I generally don’t use any freebies Sephora ‘gifts’ me at check out. Most are tested on animals and I end up sending them to my Mum. Saying, ‘Thank you but no thank you’ is easy on paper, sales assistants can be pushy! Recently however unless I know my Mum will like them, I say, ‘Thank you but no thank you’. The response is generally ‘Are you sure, it’s free!’ and I reply ‘Thank you, but I won’t use it so it’s a waste’, followed by them shrugging okay. This tip was via Ted Talk, Two Adults, Two Kids, Zero Waste, Bea Johnson.
Fabric napkins are up next when all the paper napkins are finished. Perhaps not purchased from the most ethical non fast fashion corporations, Zara Home and Ikea, however they were the only places I could find nice ones! And yes, the sea inspired ones at first glance look like hankies. I can assure you the label said napkins!
The biodegradable bags I started using for the cats daily litter business are working fine. The ones for the kitchen organic matter, degrade too quickly and spilt (Barcelona has organic matter bins in every street. Not everybody uses them, it’s nice to have the option. I’ve no idea what the council does with it). I’ve since found 2, 100% recycled bin bags in my local supermarket, which is even getting on the biodegradable rubbish bags so no extra trips the the organic shop! One’s produced in the next town and one I think else where in Catalunya – less transport, less pollution. Sadly the local ones, aren’t that strong for the organic waste. Fingers crossed the other brand works better.
I’m still shopping at Zara, occasionally H&M, Forever21 (have to scour the racks for good quality!), Hollister etc. I know buying better quality, buying well made classics that last longer, buying second hand so as to not add more clothes in the waste system are the better options. If you have the pennies you can. Second hand isn’t for me. All that said, when I do shop as I always have done I ask, what does it go with already, quality vs price, price vs quality, don’t buy anything ‘fashion’, will I wear it a lot, double think the item, do I really need it, what’s my mood, try to avoid impulse buys, not be swayed and be more savvy about consumerism, not buy into consumerism etc.
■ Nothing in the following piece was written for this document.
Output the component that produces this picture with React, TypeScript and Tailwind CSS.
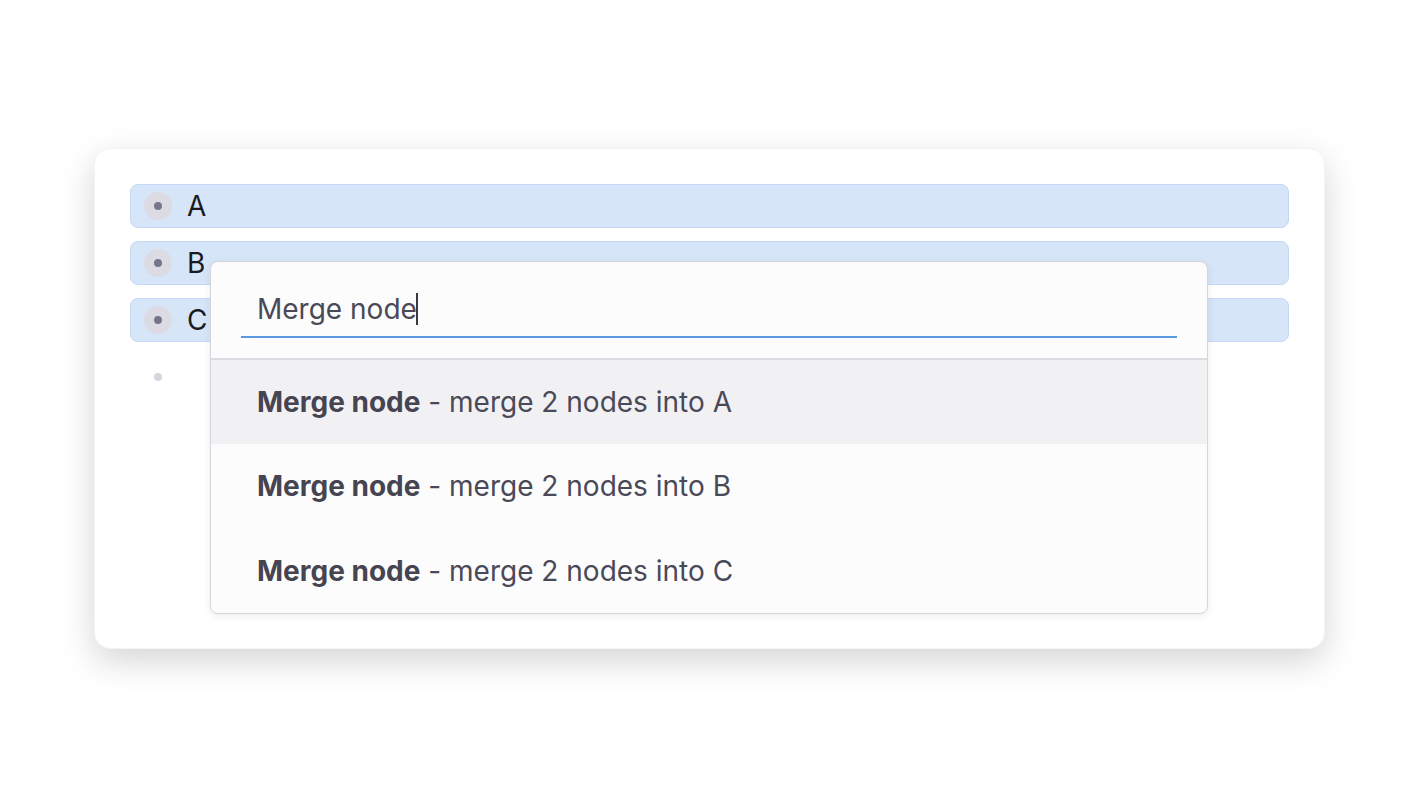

It’s hard! I might buy one piece in fashion, but I try to buy pieces I know I can wear next year. I’ve learnt which shops are ‘rags’ from a great TED talk about fast fashion, You Are What You Wear, Christina Dean Rags are items of clothing so cheap they fall apart in 1-2 washes hence ‘rags’. I take into account the human and environmental side, I understand people buy what they can afford, I also take into consideration and try not to shop in the said above shops, but it’s tricky. Doing a BBC Luther, hands in pockets stop prevent contaminating a crime scene by instinctively picking and touching things, shopping helps!
My collection of cotton tote bags is growing! Even more so now Spain by law charges 2-5c for all plastic carrier bags bar clothes shops. Even the local organic chain who has bio degradable grocery bags charge! Side note, I’d love for there to be a non leather, faux leather maybe from pineapple leather handbag that’s equal to designer bags, that’s a classic or a fun classic and doesn’t cost the earth! I can dream!
Most places in Spain or Barcelona at least will ask if you want the credit card, cards sales receipt. Most clothes shops and supermarkets it’s all on one receipt, however many places you get the till receipt and a card copy. I’ve started saying no to grocery, vets, cafe, dentist etc card copy as they’re places that once it’s been consumed you can’t really return it. I understand by refusing the card copy takes away some of my consumer rights, but then I’m not adding more waste. Obviously for places where I might want to return the item, I say yes and at the end of the month, shred and recycle.
Do you think we should recycle less or more? How to you keep your consumer/disposal waste down?